A Mechanistic Investigation of Alkene Epoxidation by Sterically Encumbered trans-Dioxoruthenium(VI) Porphyrins

Abstract

The highly substituted dioxoruthenium(VI) porphyrins [RuVI(DPP)O2] (1a; H2DPP = 2,3,5,7,8,10,12,13,15,17,18,20-dodecaphenylporphyrin), [RuVI(TDCPP)O2] (1b; H2TDCPP = meso-tetrakis(2,6-dichlorophenyl)porphyrin), and [RuVI(TMOPP)O2] (1c; H2TMOPP = meso-tetrakis(2,4,6-trimethoxyphenyl)porphyrin) are competent oxidants for alkene epoxidation. The oxidations were carried out in a CH2Cl2/Hpz solution, and a paramagnetic bis(pyrazolato)ruthenium(IV) porphyrin, [RuIV(Por)(pz)2] (2; H2Por = H2DPP, H2TDCPP, H2TMOPP), was isolated and characterized. For the oxidation of cis-alkenes, stereoselectivity is dependent upon both the alkenes and the ruthenium oxidants, and it decreases in the order: cis-stilbene > cis-β-methylstyrene > cis-β-deuteriostyrene. The observation of inverse secondary KIE for the oxidation of β-d2-styrene [kH/kD = 0.87 (1a); 0.86 (1b)] but not for the α-deuteriostyrene oxidations suggests that the C−O bond formation is more advanced at the C(β) atom than at the C(α) atom of styrene, consistent with a nonconcerted mechanism. By consideration of spin delocalization and polar effects, the second-order rate constants for the oxidation of para-substituted styrenes by complexes 1a−c can linearly correlate with the carboradical substituent constants σmb and σJJ• (Jiang, X.-K. Acc. Chem. Res. 1997, 30, 283). This implies that the styrene oxidation by the dioxoruthenium(VI) porphyrins should involve rate-limiting generation of a benzylic radical intermediate, and the magnitude of |ρ•JJ/ρmb| > 1 suggests that the spin delocalization effect is more important than the polar effect in the epoxidation reactions.
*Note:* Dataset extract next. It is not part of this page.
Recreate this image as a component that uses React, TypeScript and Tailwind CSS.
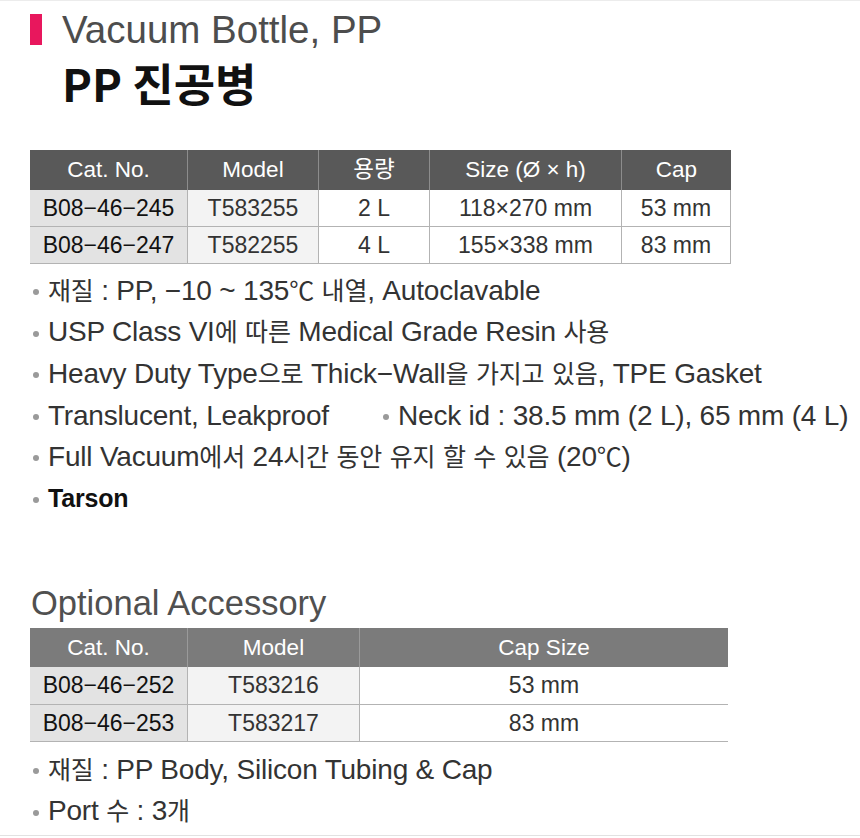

The spontaneous epoxidation of trans-β-methylstyrene by the sterically encumbered [RuVI(TDCPP)O2] and [RuVI(TMOPP)O2] complexes and the comparable ΔS‡ values for their reactions with trans-β-methylstyrene and styrene are incompatible with the “side-on approach” model; a “head-on approach” model is implicated.